Haha is that Natalie Portman flub located somewhere I can see? I tried doing a quick search for it, couldn't locate it, I'd be very interested in laughing at that!
And in regards to the Catfish guys saying they couldn't come up with the plot themselves... yikes, they are really putting themselves down with that line. I mean (still without giving anything away), to suggest someone couldn't write the screenplay to Catfish out of their own imagination is absurd. If Catfish is too crazy an idea to not just be real, then I'm surprised that any screenplays ever get written. If coming up with ideas on par with Catfish is such a magical concept, then Charlie Kaufman's head would have exploded from stress years ago! Then again, I suppose they are just trying to be funny about it while dodging the issue.
Also in that article he said if it were fake then his brother would be the next Marlon Brando because he would be that good of an actor... That's suggesting that anyone who's ever appeared in a faux documentary is a brilliant actor. That's suggesting that the casts of The Real World are brilliant actors! They are asked to redo moments all the time because they weren't caught on camera the first go around. Not necessarily saying it's an easy thing to do, but acting like yourself in a fake documentary is not the same as being Brando playing a character. It's not even the same as Zac Efron playing a character...

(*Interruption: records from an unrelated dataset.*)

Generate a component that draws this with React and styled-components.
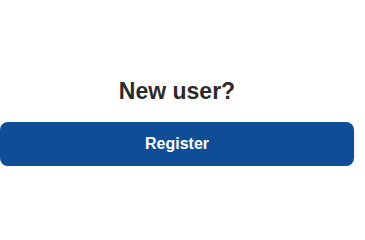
import React from 'react';
import styled, { createGlobalStyle } from 'styled-components';

const GlobalStyle = createGlobalStyle`
  body {
    margin: 0;
    background: #fff;
    font-family: 'Liberation Sans', Arial, sans-serif;
  }
`;

const Section = styled.section`
  width: 354px;
  padding-top: 78px;
  display: flex;
  flex-direction: column;
  align-items: center;
  gap: 18px;
`;

const Title = styled.h2`
  margin: 0;
  font-size: 23px;
  font-weight: 700;
  color: #2b2b2b;
  line-height: 26px;
`;

const RegisterButton = styled.button`
  width: 100%;
  height: 44px;
  border: none;
  border-radius: 8px;
  background: #0f4d96;
  color: #fff;
  font-family: 'Liberation Sans', Arial, sans-serif;
  font-size: 16px;
  font-weight: 700;
  box-shadow: 0 2px 4px rgba(15, 77, 150, 0.15);
  cursor: pointer;
`;

const App = () => (
  <>
    <GlobalStyle />
    <Section>
      <Title>New user?</Title>
      <RegisterButton type="button">Register</RegisterButton>
    </Section>
  </>
);

export default App;
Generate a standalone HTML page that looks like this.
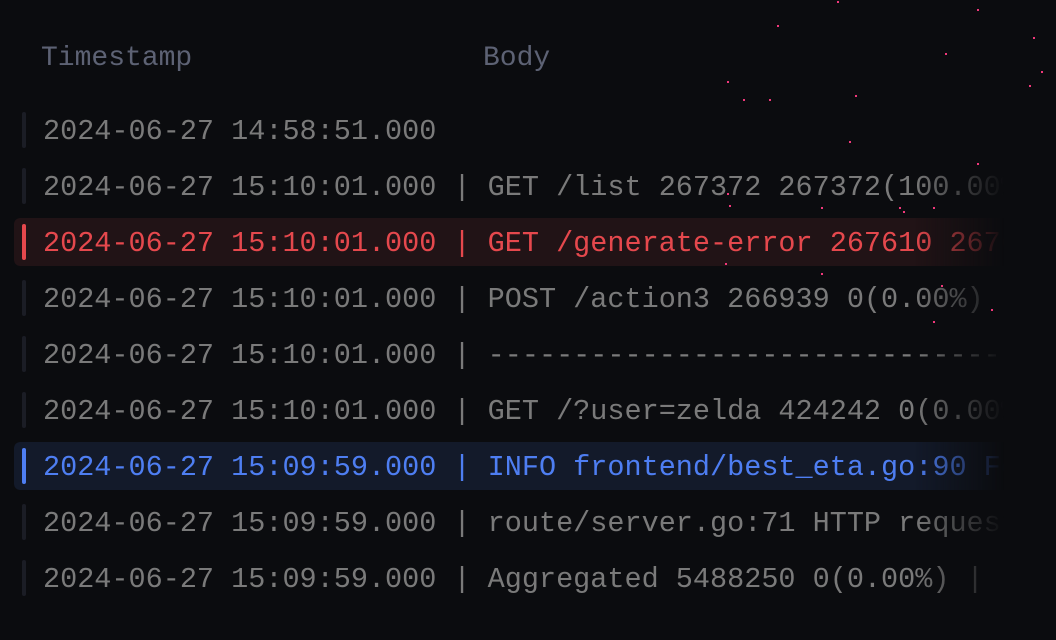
<!DOCTYPE html>
<html><head><meta charset="utf-8"><style>
html,body{margin:0;padding:0;background:#0b0c0f;width:1056px;height:640px;overflow:hidden}
body{position:relative;font-family:"Liberation Mono",monospace;font-size:28.5px}
.h{position:absolute;top:40px;color:#5d6274;line-height:38px;font-size:28px}
.row{position:absolute;left:14px;width:1000px;height:48px;border-radius:6px;
 -webkit-mask-image:linear-gradient(to right,#000 0,#000 900px,transparent 990px);mask-image:linear-gradient(to right,#000 0,#000 900px,transparent 990px)}
.row .bar{position:absolute;left:8px;top:6px;width:4px;height:36px;border-radius:2px;background:#1b1d25}
.row .t{position:absolute;left:29px;top:2px;line-height:48px;white-space:pre;color:#7a7a7a}
.r{background:#211316}.r .bar{background:#e5484d}.r .t{color:#e5484d}
.b{background:#131a2a}.b .bar{background:#4e7ef2}.b .t{color:#4e7ef2}
.d{position:absolute;width:2px;height:2px;background:#f0387a}
</style></head><body>
<div class="h" style="left:41px">Timestamp</div>
<div class="h" style="left:483px">Body</div>
<div class="row" style="top:106px"><div class="bar"></div><div class="t">2024-06-27 14:58:51.000</div></div>
<div class="row" style="top:162px"><div class="bar"></div><div class="t">2024-06-27 15:10:01.000 | GET /list 267372 267372(100.00%)</div></div>
<div class="row r" style="top:218px"><div class="bar"></div><div class="t">2024-06-27 15:10:01.000 | GET /generate-error 267610 267610</div></div>
<div class="row" style="top:274px"><div class="bar"></div><div class="t">2024-06-27 15:10:01.000 | POST /action3 266939 0(0.00%) |</div></div>
<div class="row" style="top:330px"><div class="bar"></div><div class="t">2024-06-27 15:10:01.000 | ----------------------------------</div></div>
<div class="row" style="top:386px"><div class="bar"></div><div class="t">2024-06-27 15:10:01.000 | GET /?user=zelda 424242 0(0.00%)</div></div>
<div class="row b" style="top:442px"><div class="bar"></div><div class="t">2024-06-27 15:09:59.000 | INFO frontend/best_eta.go:90 Found</div></div>
<div class="row" style="top:498px"><div class="bar"></div><div class="t">2024-06-27 15:09:59.000 | route/server.go:71 HTTP request</div></div>
<div class="row" style="top:554px"><div class="bar"></div><div class="t">2024-06-27 15:09:59.000 | Aggregated 5488250 0(0.00%) |</div></div>
<div class="d" style="left:837px;top:1px"></div><div class="d" style="left:977px;top:9px"></div>
<div class="d" style="left:777px;top:25px"></div><div class="d" style="left:1033px;top:37px"></div>
<div class="d" style="left:945px;top:53px"></div><div class="d" style="left:1041px;top:71px"></div>
<div class="d" style="left:727px;top:81px"></div><div class="d" style="left:1029px;top:85px"></div>
<div class="d" style="left:743px;top:99px"></div><div class="d" style="left:769px;top:99px"></div>
<div class="d" style="left:855px;top:95px"></div><div class="d" style="left:849px;top:141px"></div>
<div class="d" style="left:977px;top:163px"></div><div class="d" style="left:727px;top:193px"></div>
<div class="d" style="left:729px;top:205px"></div><div class="d" style="left:821px;top:207px"></div>
<div class="d" style="left:899px;top:207px"></div><div class="d" style="left:903px;top:211px"></div>
<div class="d" style="left:933px;top:207px"></div><div class="d" style="left:725px;top:263px"></div>
<div class="d" style="left:821px;top:273px"></div><div class="d" style="left:941px;top:285px"></div>
<div class="d" style="left:991px;top:309px"></div><div class="d" style="left:933px;top:321px"></div>
</body></html>
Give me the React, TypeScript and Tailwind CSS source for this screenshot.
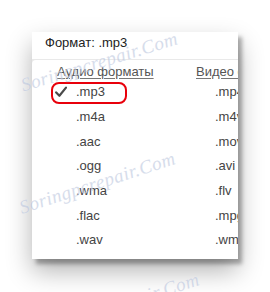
import React from 'react';

const audio = ['.mp3', '.m4a', '.aac', '.ogg', '.wma', '.flac', '.wav'];
const video = ['.mp4', '.m4v', '.mov', '.avi', '.flv', '.mpg', '.wmv'];

function Check() {
  return (
    <svg width="12" height="12" viewBox="0 0 12 12" className="shrink-0">
      <path d="M1.2 6.4 L4.4 9.8 L11 1.6" fill="none" stroke="#4a4a4a" strokeWidth="2.2" strokeLinecap="round" strokeLinejoin="round" />
    </svg>
  );
}

function Watermark({ className }: { className: string }) {
  return (
    <div
      className={`absolute pointer-events-none whitespace-nowrap italic text-[19px] tracking-[0.5px] text-[#bcc7de] opacity-60 [text-shadow:0_0_1px_#fff] ${className}`}
      style={{ fontFamily: '"Liberation Serif", "DejaVu Serif", serif' }}
    >
      Soringpcrepair.Com
    </div>
  );
}

export default function App() {
  return (
    <div
      className="relative w-[270px] h-[292px] bg-white overflow-hidden"
      style={{ fontFamily: '"Liberation Sans", Arial, sans-serif' }}
    >
      <div className="ml-[32px] mt-[32px] w-[206px] h-[227px] flex flex-col bg-[#e9e9e9] overflow-hidden shadow-[4px_5px_4px_rgba(0,0,0,0.3),0_12px_24px_rgba(0,0,0,0.3)]">
        <div className="h-[27px] shrink-0 bg-white pl-[13px] pt-[3px] text-[13px] leading-[16px] text-[#222]">
          Формат: .mp3
        </div>
        <div className="mt-[1px] flex-1 bg-white rounded-tl-[4px] flex pt-[4px] text-[13px] leading-[16px]">
          <div className="w-[164px] shrink-0 pl-[23px]">
            <div className="h-[16px] ml-[2px] text-[#555] underline decoration-[#777] underline-offset-[2px]">
              Аудио форматы
            </div>
            {audio.map((a, i) => (
              <div key={a} className="relative h-[24.7px] flex items-center text-[#444]">
                <div className="w-[21px] flex justify-start">{i === 0 && <Check />}</div>
                <span>{a}</span>
                {i === 0 && (
                  <div className="absolute left-[-4px] top-[2px] w-[76px] h-[22px] border-[2.5px] border-[#e8000b] rounded-[8px]" />
                )}
              </div>
            ))}
          </div>
          <div className="flex-1 overflow-hidden whitespace-nowrap">
            <div className="h-[16px] text-[#555] underline decoration-[#777] underline-offset-[2px]">
              Видео форматы
            </div>
            {video.map((v) => (
              <div key={v} className="h-[24.7px] flex items-center pl-[19px] text-[#444]">
                {v}
              </div>
            ))}
          </div>
        </div>
      </div>
      <Watermark className="left-[18px] top-[48px] -rotate-[17deg]" />
      <Watermark className="left-[16px] top-[169px] -rotate-[18deg]" />
      <Watermark className="left-[40px] top-[290px] -rotate-[18deg]" />
    </div>
  );
}
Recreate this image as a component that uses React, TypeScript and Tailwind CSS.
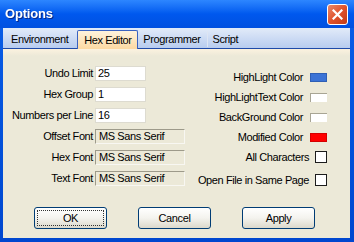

All that aside, it wasn't a bad movie, just a tad misleading, and a tad underwhelming. I think I'd like it better if they just said it was fake. Joaquin Pheonix spent a year making that documentary about quitting acting to become a rapper, even he (and Casey Affleck) admitted it was fake after it was released. But maybe even the suggestion that's it's real helps it out in the long run. People still look for the Loch Ness monster, don't they?
[Scott Roberts] "People still look for the Loch Ness monster, don't they?"
"Incident at Loch Ness" is GREAT mockumentary featuring Werner Herzog "playing" himself, lampooning the most extreme aspects of his persona.
Ignore the low grades at Amazon. Put it in your Netflix queue.